** Start SUPPLIED DATA **
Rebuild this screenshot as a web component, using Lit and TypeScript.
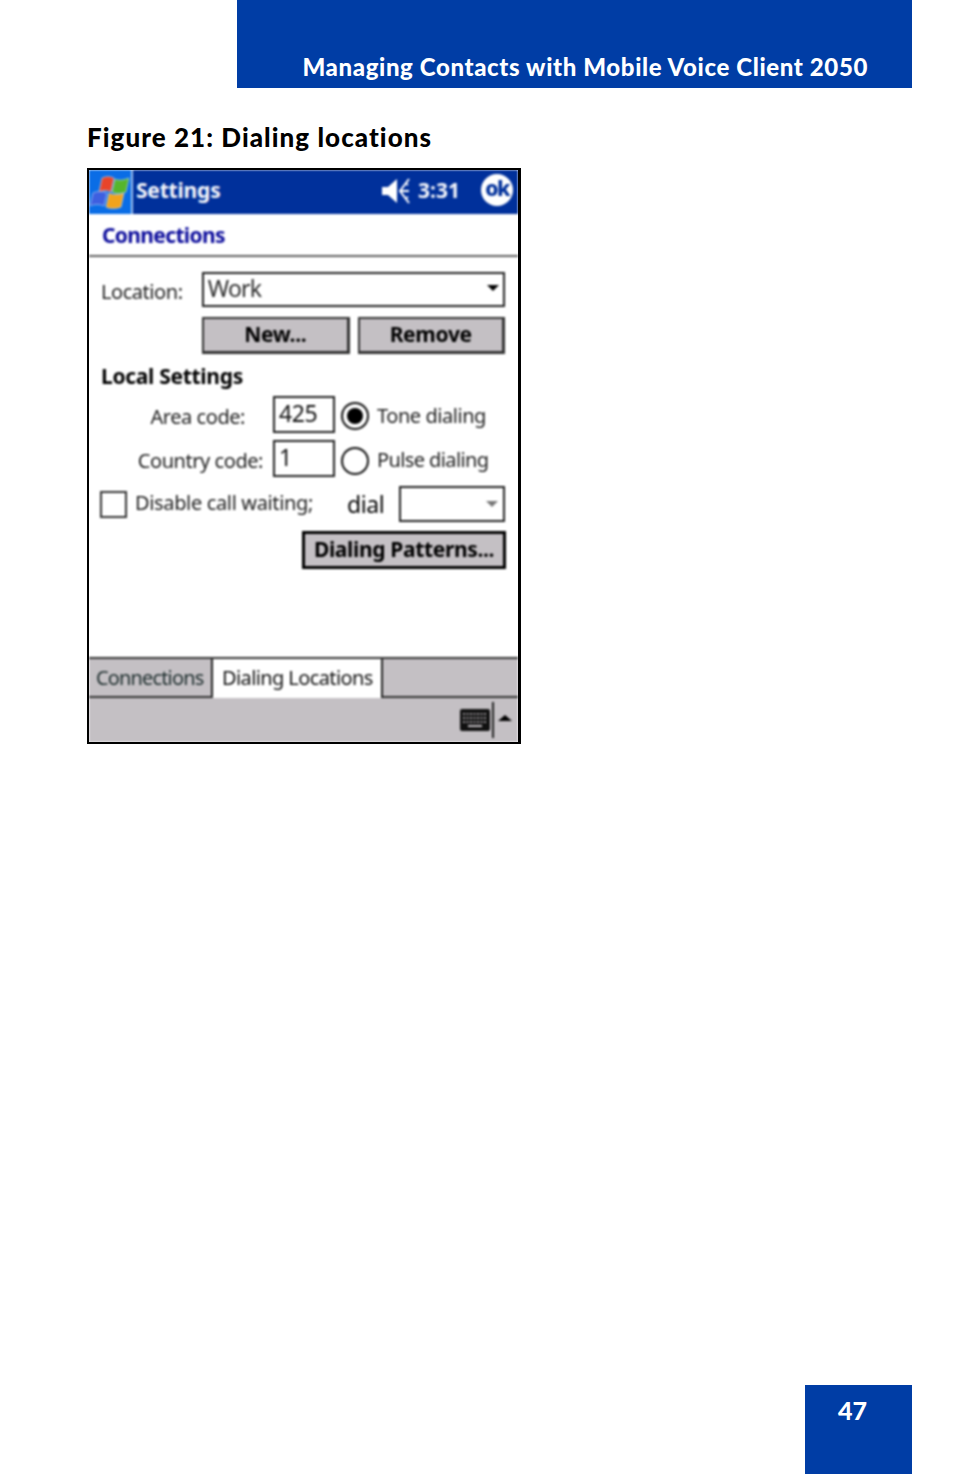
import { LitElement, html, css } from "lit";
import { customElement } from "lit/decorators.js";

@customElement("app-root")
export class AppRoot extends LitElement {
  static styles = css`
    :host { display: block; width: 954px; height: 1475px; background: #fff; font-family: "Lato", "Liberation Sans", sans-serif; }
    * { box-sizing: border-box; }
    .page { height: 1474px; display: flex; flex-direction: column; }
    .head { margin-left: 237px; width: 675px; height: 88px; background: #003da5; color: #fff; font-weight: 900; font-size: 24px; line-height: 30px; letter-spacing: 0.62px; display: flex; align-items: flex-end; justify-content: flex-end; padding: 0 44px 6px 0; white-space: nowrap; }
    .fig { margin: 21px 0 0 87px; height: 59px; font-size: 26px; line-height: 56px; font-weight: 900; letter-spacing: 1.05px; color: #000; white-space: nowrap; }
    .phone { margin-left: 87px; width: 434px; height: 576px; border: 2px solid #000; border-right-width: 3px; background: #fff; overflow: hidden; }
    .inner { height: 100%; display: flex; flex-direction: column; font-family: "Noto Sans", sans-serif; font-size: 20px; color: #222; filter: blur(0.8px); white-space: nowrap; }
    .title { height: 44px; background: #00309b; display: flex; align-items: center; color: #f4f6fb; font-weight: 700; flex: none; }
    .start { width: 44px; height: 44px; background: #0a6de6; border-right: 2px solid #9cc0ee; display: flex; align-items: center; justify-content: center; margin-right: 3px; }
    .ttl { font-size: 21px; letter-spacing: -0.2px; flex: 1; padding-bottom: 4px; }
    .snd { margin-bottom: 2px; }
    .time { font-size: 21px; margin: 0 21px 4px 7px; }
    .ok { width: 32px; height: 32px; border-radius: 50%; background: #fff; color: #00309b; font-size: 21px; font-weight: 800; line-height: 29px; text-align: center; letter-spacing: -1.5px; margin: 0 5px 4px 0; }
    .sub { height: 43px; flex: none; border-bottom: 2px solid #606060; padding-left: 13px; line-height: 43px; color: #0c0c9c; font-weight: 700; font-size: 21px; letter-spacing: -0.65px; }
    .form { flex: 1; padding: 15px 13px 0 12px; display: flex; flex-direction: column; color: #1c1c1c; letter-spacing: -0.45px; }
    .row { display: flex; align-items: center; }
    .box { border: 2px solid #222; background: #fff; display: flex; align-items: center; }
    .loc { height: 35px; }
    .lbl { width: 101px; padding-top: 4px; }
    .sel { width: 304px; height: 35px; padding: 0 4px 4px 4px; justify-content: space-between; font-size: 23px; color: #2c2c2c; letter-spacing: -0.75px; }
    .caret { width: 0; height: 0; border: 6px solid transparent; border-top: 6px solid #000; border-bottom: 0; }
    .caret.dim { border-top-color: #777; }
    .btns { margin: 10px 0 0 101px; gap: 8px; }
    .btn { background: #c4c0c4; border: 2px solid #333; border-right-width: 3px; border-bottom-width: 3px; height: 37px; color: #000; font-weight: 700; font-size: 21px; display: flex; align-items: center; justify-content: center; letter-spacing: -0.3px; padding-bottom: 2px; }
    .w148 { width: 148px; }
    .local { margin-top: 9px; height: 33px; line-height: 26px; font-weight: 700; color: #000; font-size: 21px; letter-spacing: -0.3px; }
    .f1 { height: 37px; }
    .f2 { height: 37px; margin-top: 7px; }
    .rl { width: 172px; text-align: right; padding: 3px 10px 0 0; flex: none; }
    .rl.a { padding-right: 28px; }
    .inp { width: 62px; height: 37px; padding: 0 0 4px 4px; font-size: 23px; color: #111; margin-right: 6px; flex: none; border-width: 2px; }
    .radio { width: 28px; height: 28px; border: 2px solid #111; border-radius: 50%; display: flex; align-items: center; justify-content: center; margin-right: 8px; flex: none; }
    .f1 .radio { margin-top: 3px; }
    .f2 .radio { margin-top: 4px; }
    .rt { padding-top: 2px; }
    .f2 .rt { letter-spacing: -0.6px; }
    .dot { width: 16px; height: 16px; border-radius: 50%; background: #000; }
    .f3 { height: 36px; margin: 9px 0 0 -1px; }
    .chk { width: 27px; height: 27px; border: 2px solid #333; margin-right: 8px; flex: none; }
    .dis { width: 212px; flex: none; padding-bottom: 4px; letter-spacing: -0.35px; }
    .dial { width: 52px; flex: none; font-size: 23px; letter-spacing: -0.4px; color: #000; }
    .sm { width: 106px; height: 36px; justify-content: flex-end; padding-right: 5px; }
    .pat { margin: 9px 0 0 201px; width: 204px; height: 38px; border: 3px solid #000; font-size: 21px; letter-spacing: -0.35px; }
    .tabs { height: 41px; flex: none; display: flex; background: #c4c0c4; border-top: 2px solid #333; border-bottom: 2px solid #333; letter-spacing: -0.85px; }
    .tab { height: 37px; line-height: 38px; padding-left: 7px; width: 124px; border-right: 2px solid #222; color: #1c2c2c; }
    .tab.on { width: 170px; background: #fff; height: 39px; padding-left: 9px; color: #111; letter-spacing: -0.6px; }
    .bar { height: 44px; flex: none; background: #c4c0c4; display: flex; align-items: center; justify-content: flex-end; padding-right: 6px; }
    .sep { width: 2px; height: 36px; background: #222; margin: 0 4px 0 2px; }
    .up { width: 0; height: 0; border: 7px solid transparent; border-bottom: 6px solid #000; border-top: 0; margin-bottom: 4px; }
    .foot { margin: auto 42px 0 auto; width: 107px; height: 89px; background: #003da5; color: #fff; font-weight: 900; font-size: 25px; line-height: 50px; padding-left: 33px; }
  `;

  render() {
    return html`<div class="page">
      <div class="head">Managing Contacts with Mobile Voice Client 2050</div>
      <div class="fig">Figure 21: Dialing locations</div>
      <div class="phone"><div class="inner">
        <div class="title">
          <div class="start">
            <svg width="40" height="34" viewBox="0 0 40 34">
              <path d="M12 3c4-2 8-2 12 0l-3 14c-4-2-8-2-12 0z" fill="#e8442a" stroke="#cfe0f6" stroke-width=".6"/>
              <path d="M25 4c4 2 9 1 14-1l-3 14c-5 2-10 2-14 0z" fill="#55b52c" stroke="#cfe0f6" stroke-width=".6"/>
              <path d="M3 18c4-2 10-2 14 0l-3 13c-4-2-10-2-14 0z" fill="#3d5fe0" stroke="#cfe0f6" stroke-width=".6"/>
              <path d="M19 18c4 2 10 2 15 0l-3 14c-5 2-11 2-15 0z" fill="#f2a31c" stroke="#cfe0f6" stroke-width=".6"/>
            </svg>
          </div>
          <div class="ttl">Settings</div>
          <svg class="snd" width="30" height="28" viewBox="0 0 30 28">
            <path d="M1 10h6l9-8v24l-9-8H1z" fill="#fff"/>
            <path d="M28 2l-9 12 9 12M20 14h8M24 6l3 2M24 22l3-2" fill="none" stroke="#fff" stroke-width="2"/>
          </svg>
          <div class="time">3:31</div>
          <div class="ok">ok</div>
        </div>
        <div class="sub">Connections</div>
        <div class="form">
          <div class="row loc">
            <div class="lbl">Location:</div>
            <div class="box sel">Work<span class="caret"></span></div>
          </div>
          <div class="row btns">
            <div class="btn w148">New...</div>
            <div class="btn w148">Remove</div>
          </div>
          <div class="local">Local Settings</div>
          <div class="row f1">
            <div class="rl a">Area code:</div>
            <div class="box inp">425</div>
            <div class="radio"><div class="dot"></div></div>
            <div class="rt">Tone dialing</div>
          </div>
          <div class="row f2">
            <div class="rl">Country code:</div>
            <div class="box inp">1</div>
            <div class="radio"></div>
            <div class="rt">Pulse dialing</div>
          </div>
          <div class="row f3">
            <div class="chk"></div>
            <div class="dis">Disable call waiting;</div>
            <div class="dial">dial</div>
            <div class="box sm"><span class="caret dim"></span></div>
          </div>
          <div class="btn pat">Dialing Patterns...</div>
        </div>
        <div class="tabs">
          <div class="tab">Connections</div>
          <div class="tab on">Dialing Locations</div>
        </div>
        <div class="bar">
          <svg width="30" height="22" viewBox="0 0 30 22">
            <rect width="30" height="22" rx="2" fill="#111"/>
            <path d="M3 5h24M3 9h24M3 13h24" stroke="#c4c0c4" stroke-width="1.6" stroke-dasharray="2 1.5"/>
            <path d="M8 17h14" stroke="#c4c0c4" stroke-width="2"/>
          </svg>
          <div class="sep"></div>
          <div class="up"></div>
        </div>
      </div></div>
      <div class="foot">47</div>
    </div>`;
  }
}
** End SUPPLIED DATA **
** Start SUPPLIED DATA **
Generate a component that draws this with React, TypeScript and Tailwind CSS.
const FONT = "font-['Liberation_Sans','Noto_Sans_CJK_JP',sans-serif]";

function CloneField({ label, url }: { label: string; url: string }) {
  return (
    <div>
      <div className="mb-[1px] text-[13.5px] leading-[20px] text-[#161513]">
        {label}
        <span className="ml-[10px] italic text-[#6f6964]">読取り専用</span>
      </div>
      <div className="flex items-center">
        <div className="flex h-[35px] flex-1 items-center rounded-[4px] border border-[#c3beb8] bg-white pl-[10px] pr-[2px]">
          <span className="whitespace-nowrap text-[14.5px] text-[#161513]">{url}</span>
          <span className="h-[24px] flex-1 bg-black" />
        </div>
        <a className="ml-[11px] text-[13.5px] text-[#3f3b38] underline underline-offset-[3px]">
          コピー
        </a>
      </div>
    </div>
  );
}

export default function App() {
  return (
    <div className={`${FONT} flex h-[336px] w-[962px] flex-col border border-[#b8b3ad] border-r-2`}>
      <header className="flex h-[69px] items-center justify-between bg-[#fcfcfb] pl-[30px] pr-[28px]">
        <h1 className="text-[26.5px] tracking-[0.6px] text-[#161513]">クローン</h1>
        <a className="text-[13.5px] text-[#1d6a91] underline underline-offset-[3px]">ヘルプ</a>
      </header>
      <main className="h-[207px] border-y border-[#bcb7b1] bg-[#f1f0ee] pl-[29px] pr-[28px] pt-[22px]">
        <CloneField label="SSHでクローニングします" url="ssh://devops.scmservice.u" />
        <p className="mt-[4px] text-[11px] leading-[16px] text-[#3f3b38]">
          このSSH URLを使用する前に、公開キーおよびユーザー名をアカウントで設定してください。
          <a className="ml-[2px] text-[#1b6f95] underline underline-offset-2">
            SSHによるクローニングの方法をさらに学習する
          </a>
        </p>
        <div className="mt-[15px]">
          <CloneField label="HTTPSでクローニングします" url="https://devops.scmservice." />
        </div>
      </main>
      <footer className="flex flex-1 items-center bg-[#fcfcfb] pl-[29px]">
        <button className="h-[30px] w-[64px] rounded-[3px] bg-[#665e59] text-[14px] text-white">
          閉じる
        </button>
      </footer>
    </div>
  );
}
** End SUPPLIED DATA **
TASK PROMPT:
Return every line above in which the string "with" occurs.

RESULT:
      <div class="head">Managing Contacts with Mobile Voice Client 2050</div>
Generate a component that draws this with React, TypeScript and Tailwind CSS.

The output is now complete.